After the company provided its dismal financial outlook for 2023 last month, Adidas is set to release its full year fiscal 2022 results on Wednesday.
In its February release, the German sportswear company made it clear that it expects “significant adverse impact” from the loss of the Yeezy business to persist in 2023, after officially parting from the brand and its controversial founder Kanye West in October.
Adidas CEO Bjørn Gulden, who assumed the CEO role in January, said in a statement last month that 2023 “will be a year of transition to set the base to again be a growing and profitable company.”
The company will focus on improving products, brand heat, distribution and working life for employees, Gulden said. “The numbers speak for themselves,” Gulden added. “We are currently not performing the way we should.”
Here, FN breaks down the 4 things to know ahead of the company’s earnings report on Wednesday.
What the company is expected to report
Along with 2023 projections, Adidas also released its preliminary results for 2022 last month, which showed that sales were up 6% to 22.5 billion euros, or $24 billion at current exchange. Net income was expected to be 254 million euros, or $271 million, in 2022, down from 2021, in line with the company’s projections from November.
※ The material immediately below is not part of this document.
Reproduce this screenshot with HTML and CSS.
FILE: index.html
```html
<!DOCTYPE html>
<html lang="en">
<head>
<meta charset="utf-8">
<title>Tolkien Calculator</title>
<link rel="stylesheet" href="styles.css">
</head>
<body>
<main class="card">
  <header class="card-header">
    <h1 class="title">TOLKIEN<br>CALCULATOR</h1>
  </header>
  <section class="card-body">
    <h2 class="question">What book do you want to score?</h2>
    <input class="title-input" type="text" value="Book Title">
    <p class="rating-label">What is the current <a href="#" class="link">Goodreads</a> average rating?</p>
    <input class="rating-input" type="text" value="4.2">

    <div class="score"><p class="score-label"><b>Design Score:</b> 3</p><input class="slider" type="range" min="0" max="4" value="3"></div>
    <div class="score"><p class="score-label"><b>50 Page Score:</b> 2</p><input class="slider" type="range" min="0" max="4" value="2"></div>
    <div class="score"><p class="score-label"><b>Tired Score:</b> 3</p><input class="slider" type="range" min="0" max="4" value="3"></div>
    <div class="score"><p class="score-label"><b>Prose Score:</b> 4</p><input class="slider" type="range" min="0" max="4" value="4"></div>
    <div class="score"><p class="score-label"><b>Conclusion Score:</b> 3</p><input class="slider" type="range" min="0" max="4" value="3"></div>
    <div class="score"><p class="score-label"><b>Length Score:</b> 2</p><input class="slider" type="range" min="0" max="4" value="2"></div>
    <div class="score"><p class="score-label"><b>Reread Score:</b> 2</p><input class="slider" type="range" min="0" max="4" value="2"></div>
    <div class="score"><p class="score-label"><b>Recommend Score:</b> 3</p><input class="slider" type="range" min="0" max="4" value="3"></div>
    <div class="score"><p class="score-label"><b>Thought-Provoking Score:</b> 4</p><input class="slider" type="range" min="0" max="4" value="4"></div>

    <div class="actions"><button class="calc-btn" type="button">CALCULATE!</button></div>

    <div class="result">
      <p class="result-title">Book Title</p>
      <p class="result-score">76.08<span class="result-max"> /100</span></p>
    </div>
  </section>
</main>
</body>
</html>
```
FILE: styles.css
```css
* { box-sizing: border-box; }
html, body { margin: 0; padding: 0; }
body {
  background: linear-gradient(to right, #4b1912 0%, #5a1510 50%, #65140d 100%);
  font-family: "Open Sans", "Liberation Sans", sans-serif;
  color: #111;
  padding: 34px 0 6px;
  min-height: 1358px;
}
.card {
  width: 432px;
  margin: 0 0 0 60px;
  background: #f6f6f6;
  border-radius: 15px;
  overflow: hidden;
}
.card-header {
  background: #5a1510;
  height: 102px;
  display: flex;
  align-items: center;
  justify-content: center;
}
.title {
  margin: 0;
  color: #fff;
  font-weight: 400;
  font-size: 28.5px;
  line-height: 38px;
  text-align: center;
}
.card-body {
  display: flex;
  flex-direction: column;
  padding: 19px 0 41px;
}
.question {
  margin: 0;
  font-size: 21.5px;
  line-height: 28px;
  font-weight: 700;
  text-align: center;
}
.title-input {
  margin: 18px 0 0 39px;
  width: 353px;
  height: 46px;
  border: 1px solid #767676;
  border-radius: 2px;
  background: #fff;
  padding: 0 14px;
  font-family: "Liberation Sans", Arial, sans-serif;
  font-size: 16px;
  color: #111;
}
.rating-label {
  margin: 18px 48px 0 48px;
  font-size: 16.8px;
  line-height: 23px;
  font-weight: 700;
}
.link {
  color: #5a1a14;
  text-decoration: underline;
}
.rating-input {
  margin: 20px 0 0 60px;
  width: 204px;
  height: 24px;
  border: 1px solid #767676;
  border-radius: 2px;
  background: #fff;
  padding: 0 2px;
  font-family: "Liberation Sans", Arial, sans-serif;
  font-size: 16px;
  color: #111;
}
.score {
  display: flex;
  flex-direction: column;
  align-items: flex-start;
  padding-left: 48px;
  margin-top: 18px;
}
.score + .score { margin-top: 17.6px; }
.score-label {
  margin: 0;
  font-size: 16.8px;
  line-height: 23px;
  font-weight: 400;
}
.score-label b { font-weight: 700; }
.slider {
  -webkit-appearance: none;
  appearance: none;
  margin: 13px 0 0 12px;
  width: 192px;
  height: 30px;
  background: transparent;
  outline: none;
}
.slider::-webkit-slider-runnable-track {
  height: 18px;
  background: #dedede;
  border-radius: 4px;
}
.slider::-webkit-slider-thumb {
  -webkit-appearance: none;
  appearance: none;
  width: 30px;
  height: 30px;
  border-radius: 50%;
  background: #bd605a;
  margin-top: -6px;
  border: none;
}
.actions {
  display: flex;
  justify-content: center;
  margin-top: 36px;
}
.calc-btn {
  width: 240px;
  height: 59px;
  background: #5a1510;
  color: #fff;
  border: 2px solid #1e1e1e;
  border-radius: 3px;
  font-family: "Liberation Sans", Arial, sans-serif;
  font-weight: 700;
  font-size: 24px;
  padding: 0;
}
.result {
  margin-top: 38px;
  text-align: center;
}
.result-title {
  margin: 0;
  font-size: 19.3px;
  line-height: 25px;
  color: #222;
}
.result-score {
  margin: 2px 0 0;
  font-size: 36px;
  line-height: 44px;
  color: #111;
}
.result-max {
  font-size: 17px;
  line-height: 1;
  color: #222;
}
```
Wednesday’s numbers are expected to fall in line with these preliminary numbers, with hopefully more insight into how the company got to this point. Yeezy’s impact aside, Adidas previously downgraded its outlook in October, citing a traffic slowdown in Greater China, more promotional activity due to high inventory levels and other one-off costs. Adidas also rolled out a “business improvement program” which will include “several initiatives aimed at mitigating the significant cost increases resulting from the inflationary pressure across the company’s value chain as well as unfavorable currency movements,” Adidas said at the time.
Guidance for 2023
Last month, Adidas said it expects revenues in 2023 to be lowered by around 1.2 billion euros, or $1.27 billion at current exchange, and operating profit by about 500 million euros, or $537 million.
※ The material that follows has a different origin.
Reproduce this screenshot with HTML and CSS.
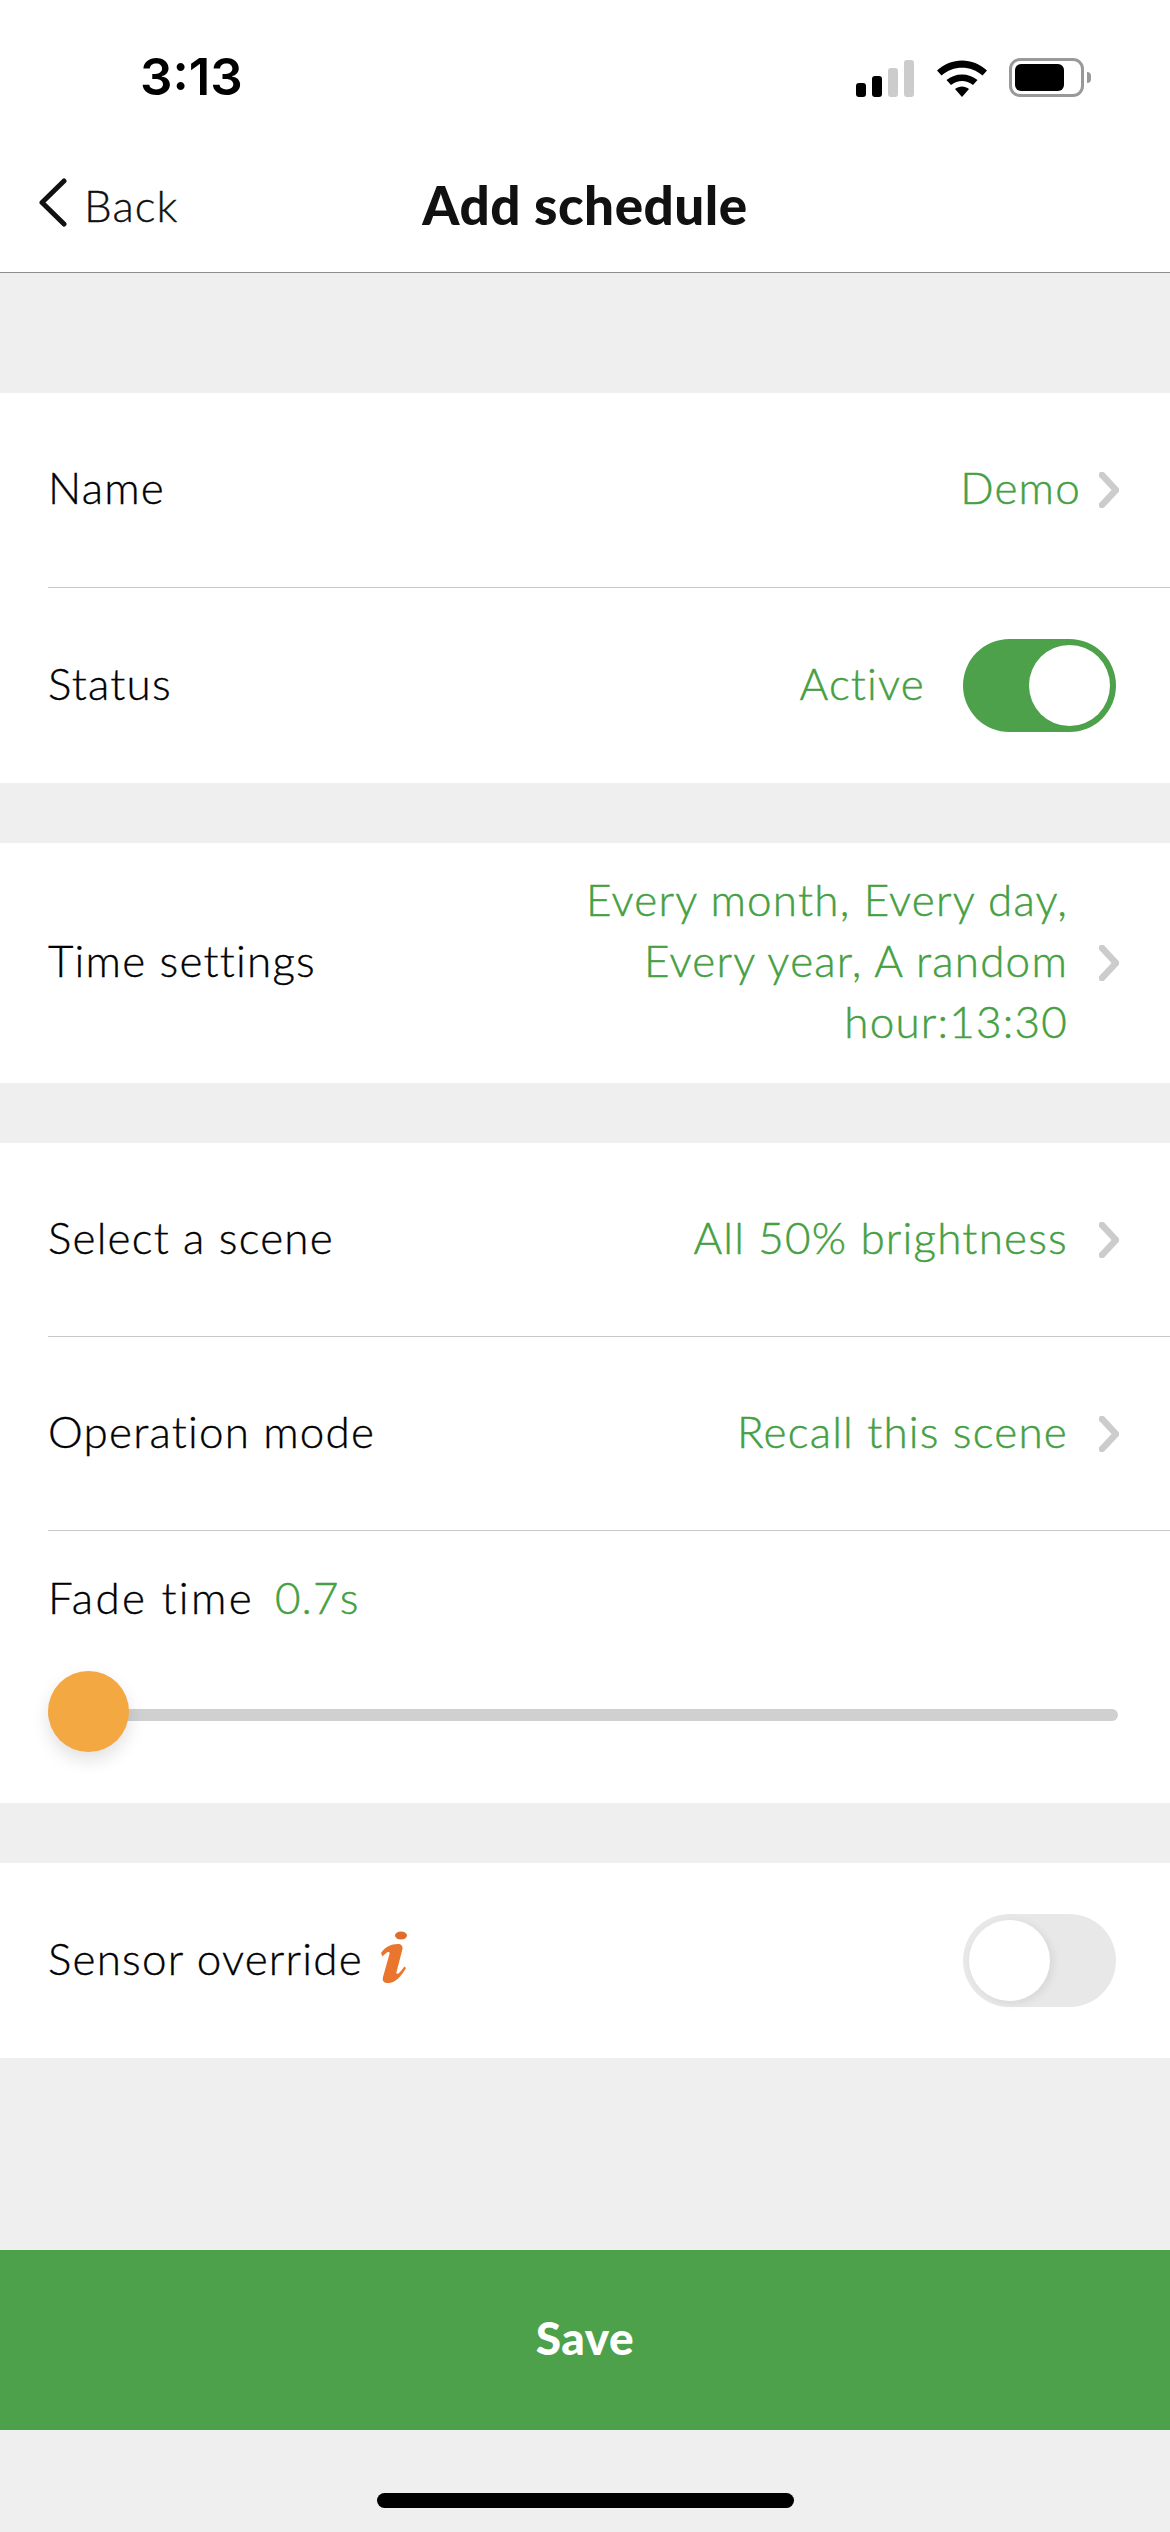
FILE: index.html
```html
<!DOCTYPE html>
<html lang="en">

<head>
    <meta charset="UTF-8">
    <meta name="viewport" content="width=device-width, initial-scale=1.0">
    <title>Add schedule</title>
    <link rel="stylesheet" href="styles.css">
</head>

<body>
    <header class="top">
        <div class="status-bar">
            <span class="clock">3:13</span>
            <div class="status-icons">
                <svg class="signal" width="58" height="37" viewBox="0 0 58 37">
                    <rect x="0" y="23" width="10" height="14" rx="3" fill="#000" />
                    <rect x="16" y="16" width="10" height="21" rx="3" fill="#000" />
                    <rect x="32" y="8" width="10" height="29" rx="3" fill="#ccc" />
                    <rect x="48" y="0" width="10" height="37" rx="3" fill="#ccc" />
                </svg>
                <svg class="wifi" width="50" height="37" viewBox="0 0 50 37">
                    <path d="M0 10.5C14-3 36-3 50 10.5L45.500 15.500C34 5 16 5 4.500 15.500Z" fill="#000" />
                    <path d="M9.500 20C18 12.500 32 12.500 40.500 20L36 25C29 19.500 21 19.500 14 25Z" fill="#000" />
                    <path d="M18 29C22 25.500 28 25.500 32 29L25 37Z" fill="#000" />
                </svg>
                <div class="battery">
                    <div class="battery-level"></div>
                </div>
                <div class="battery-nub"></div>
            </div>
        </div>
        <nav class="nav-bar">
            <div class="back">
                <svg width="29" height="49" viewBox="0 0 29 49">
                    <path d="M26 3L4 24.500L26 46" fill="none" stroke="#111" stroke-width="5" stroke-linecap="round" stroke-linejoin="round" />
                </svg>
                <span>Back</span>
            </div>
            <h1>Add schedule</h1>
        </nav>
    </header>

    <section class="group first">
        <div class="row">
            <span class="label">Name</span>
            <div class="right">
                <span class="value value-near">Demo</span>
                <svg class="chevron" width="20" height="36" viewBox="0 0 20 36">
                    <path d="M3 3L17 18L3 33" />
                </svg>
            </div>
        </div>
        <div class="row row-last">
            <span class="label">Status</span>
            <div class="right">
                <span class="value value-active">Active</span>
                <div class="toggle on">
                    <div class="knob"></div>
                </div>
            </div>
        </div>
    </section>

    <section class="group">
        <div class="row row-tall row-last">
            <span class="label">Time settings</span>
            <div class="right">
                <span class="value value-lines">Every month, Every day,<br>Every year, A random<br>hour:13:30</span>
                <svg class="chevron" width="20" height="36" viewBox="0 0 20 36">
                    <path d="M3 3L17 18L3 33" />
                </svg>
            </div>
        </div>
    </section>

    <section class="group">
        <div class="row">
            <span class="label">Select a scene</span>
            <div class="right">
                <span class="value">All 50% brightness</span>
                <svg class="chevron" width="20" height="36" viewBox="0 0 20 36">
                    <path d="M3 3L17 18L3 33" />
                </svg>
            </div>
        </div>
        <div class="row">
            <span class="label">Operation mode</span>
            <div class="right">
                <span class="value">Recall this scene</span>
                <svg class="chevron" width="20" height="36" viewBox="0 0 20 36">
                    <path d="M3 3L17 18L3 33" />
                </svg>
            </div>
        </div>
        <div class="fade">
            <div class="fade-head">
                <span class="label fade-label">Fade time</span>
                <span class="value">0.7s</span>
            </div>
            <div class="slider">
                <div class="track"></div>
                <div class="thumb"></div>
            </div>
        </div>
    </section>

    <section class="group">
        <div class="row row-last">
            <div class="sensor">
                <span class="label">Sensor override</span>
                <svg class="info" width="27" height="54" viewBox="0 0 27 54">
                    <ellipse cx="21" cy="5.500" rx="6" ry="4" fill="#df6b2c" />
                    <path d="M1 23C5 17 11 14 18 14C21 14 23 16 22.500 19L16.500 42C16 44 17.500 44.500 19 43C21 41 23 38.500 24.500 36.500L26 38C22 45 16 53 8 53C4 53 2 51 3 47L9.500 24C10 22 8.500 21.500 7 22.500C5.500 23.500 4 25 2.500 26.500Z" fill="#ea752c" />
                </svg>
            </div>
            <div class="right">
                <div class="toggle off">
                    <div class="knob"></div>
                </div>
            </div>
        </div>
    </section>

    <div class="spacer"></div>
    <button class="save">Save</button>
    <div class="home-area">
        <div class="home-bar"></div>
    </div>
</body>

</html>
```

FILE: styles.css
```css
* {
    box-sizing: border-box;
}

body {
    font-family: Lato, "Open Sans", sans-serif;
    display: flex;
    flex-direction: column;
    width: 1170px;
    height: 2532px;
    margin: 0;
    overflow: hidden;
    background: #efefef;
    color: #111;
}

.top {
    background: white;
    border-bottom: 1px solid #8e8e8e;
    height: 273px;
}

.status-bar {
    display: flex;
    justify-content: space-between;
    align-items: flex-start;
    height: 150px;
}

.clock {
    font-family: Inter, sans-serif;
    font-weight: 600;
    font-size: 51px;
    line-height: 56px;
    margin: 49px 0 0 140px;
    color: #000;
}

.status-icons {
    display: flex;
    align-items: flex-end;
    margin: 58px 79px 0 0;
    height: 39px;
}

.signal {
    margin-right: 23px;
}

.wifi {
    margin-right: 22px;
}

.battery {
    width: 75px;
    height: 39px;
    border: 3px solid #999;
    border-radius: 11px;
    padding: 3px;
}

.battery-level {
    width: 49px;
    height: 27px;
    background: black;
    border-radius: 6px;
}

.battery-nub {
    width: 4px;
    height: 11px;
    margin: 0 0 14px 3px;
    background: #999;
    border-radius: 0 4px 4px 0;
}

.nav-bar {
    display: flex;
    align-items: center;
    justify-content: center;
    position: relative;
    height: 112px;
}

.back {
    position: absolute;
    left: 38px;
    top: 27px;
    display: flex;
    align-items: center;
    gap: 17px;
    font-size: 44px;
    font-weight: 300;
    line-height: 56px;
    letter-spacing: 1px;
    -webkit-text-stroke: 0.35px #111;
}

.back svg {
    margin-top: -6px;
}

.nav-bar h1 {
    margin: 0 0 2px;
    font-size: 53px;
    font-weight: 900;
    line-height: 60px;
    letter-spacing: 0.5px;
    color: #111;
}

.group {
    background: white;
    margin-top: 60px;
    flex-shrink: 0;
}

.group.first {
    margin-top: 120px;
}

.group.first .row {
    height: 195px;
}

.row {
    display: flex;
    align-items: center;
    justify-content: space-between;
    height: 194px;
    margin-left: 48px;
    padding-right: 51px;
    border-bottom: 1px solid #c8c8c8;
}

.row-last {
    border-bottom: none;
    height: 195px;
}

.row.row-tall {
    height: 240px;
}

.label {
    padding-bottom: 6px;
    font-size: 44px;
    font-weight: 300;
    line-height: 56px;
    letter-spacing: 1.2px;
    color: #000;
    -webkit-text-stroke: 0.35px #000;
}

.fade-label {
    letter-spacing: 2.3px;
}

.right {
    display: flex;
    align-items: center;
}

.value {
    padding-bottom: 6px;
    font-size: 44px;
    font-weight: 300;
    line-height: 56px;
    letter-spacing: 1.2px;
    color: #45a043;
    -webkit-text-stroke: 0.45px #45a043;
}

.value-near {
    margin-right: -13px;
}

.value-active {
    margin-right: 38px;
}

.value-lines {
    line-height: 61px;
    text-align: right;
}

.chevron {
    margin-left: 31px;
}

.chevron path {
    fill: none;
    stroke: #ccc;
    stroke-width: 6.500;
    stroke-linecap: round;
    stroke-linejoin: round;
}

.toggle {
    display: flex;
    align-items: center;
    width: 153px;
    height: 93px;
    margin-right: 3px;
    padding: 6px;
    border-radius: 47px;
}

.toggle.on {
    background: #4ca14a;
    justify-content: flex-end;
}

.toggle.off {
    background: #e8e8e8;
}

.knob {
    width: 81px;
    height: 81px;
    background: white;
    border-radius: 50%;
}

.toggle.off .knob {
    box-shadow: 3px 2px 8px rgba(0, 0, 0, 0.08);
}

.fade {
    height: 272px;
    padding: 38px 52px 0 48px;
}

.fade-head {
    display: flex;
    gap: 21px;
}

.slider {
    position: relative;
    height: 81px;
    margin-top: 40px;
}

.track {
    position: absolute;
    left: 0;
    right: 0;
    top: 38px;
    height: 12px;
    background: #d0d0d0;
    border-radius: 6px;
}

.thumb {
    position: absolute;
    left: 0;
    top: 0;
    width: 81px;
    height: 81px;
    background: #f4a842;
    border-radius: 50%;
    box-shadow: 0 8px 18px rgba(0, 0, 0, 0.12);
}

.sensor {
    display: flex;
    align-items: center;
    gap: 17px;
}

.info {
    margin-top: -8px;
}

.spacer {
    flex: 1;
}

.save {
    display: block;
    width: 100%;
    height: 180px;
    flex-shrink: 0;
    padding-bottom: 6px;
    border: none;
    background: #4ca14a;
    color: white;
    font-family: Lato, sans-serif;
    font-size: 46px;
    font-weight: 900;
    letter-spacing: 0.5px;
}

.home-area {
    display: flex;
    justify-content: center;
    height: 102px;
    padding-top: 63px;
    flex-shrink: 0;
}

.home-bar {
    width: 417px;
    height: 15px;
    background: black;
    border-radius: 8px;
}
```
This is obviously largely due to the sudden break up with controversial rapper Kanye West in October following several antisemitic and racist statements.
Adidas also said it expects up to 200 million euros ($215 million) in one-off costs this year, for a total loss of 700 million euros, or $751 million at current exchange, in 2023.
What’s next for Yeezy
One of the biggest issues investors are hoping Adidas will address in its earnings report on Wednesday is what it will do with its leftover $1.3 billion worth of Yeezy inventory.
Adidas warned in February that it could report an additional operating loss of up to 500 million euros in 2023 if it does not rebrand and sell existing Yeezy product, which it previously indicated could likely be the case. Adidas has confirmed that it is the sole owner of all design rights to existing products as well as previous and new colorways under the partnership, though Ye is likely the owner of the Yeezy name.
But new speculation emerged in recent weeks that there may be new plans for the unsold Yeezy inventory. According to multiple reports, rumors circulating on the Internet and social media are now noting that the German sportswear brand has carved out a new deal with West. The new contract will reportedly focus solely on selling the rapper’s existing merchandise and will not include any new designs or apparel from his clothing line. FN reached out to Adidas for confirmation but did not hear back.
Competitors are taking advantage of the moment
In a note on Friday, Wedbush Securities analyst Tom Nikic reiterated his previous sentiment that Nike should “benefit greatly” from the lack of Yeezys in the market. “Last year, Adidas released 11 different Yeezy styles in March (one of the most Yeezy-heavy months of the year), and since they’ve terminated their partnership with Kanye West, there will be no Yeezys this year,” Nikic wrote. “That opens up a major market share opportunity for Nike this March, as we believe people who bought Yeezys last March are likely to switch over to Nike styles such as Jordan, Dunk, and Air Max.”
Hoka, the fast-growing running shoe brand, is another sneaker player coming for Adidas’s market share. Last month, the brand reported that its net sales jumped 90.8% in the third quarter to $352.1 million, another quarterly record for the brand. Just two quarters ago, Hoka achieved $1 billion of revenue on a trailing 12-month basis. And with the quarter just delivered, the brand has now eclipsed $1 billion of revenue over the last nine months.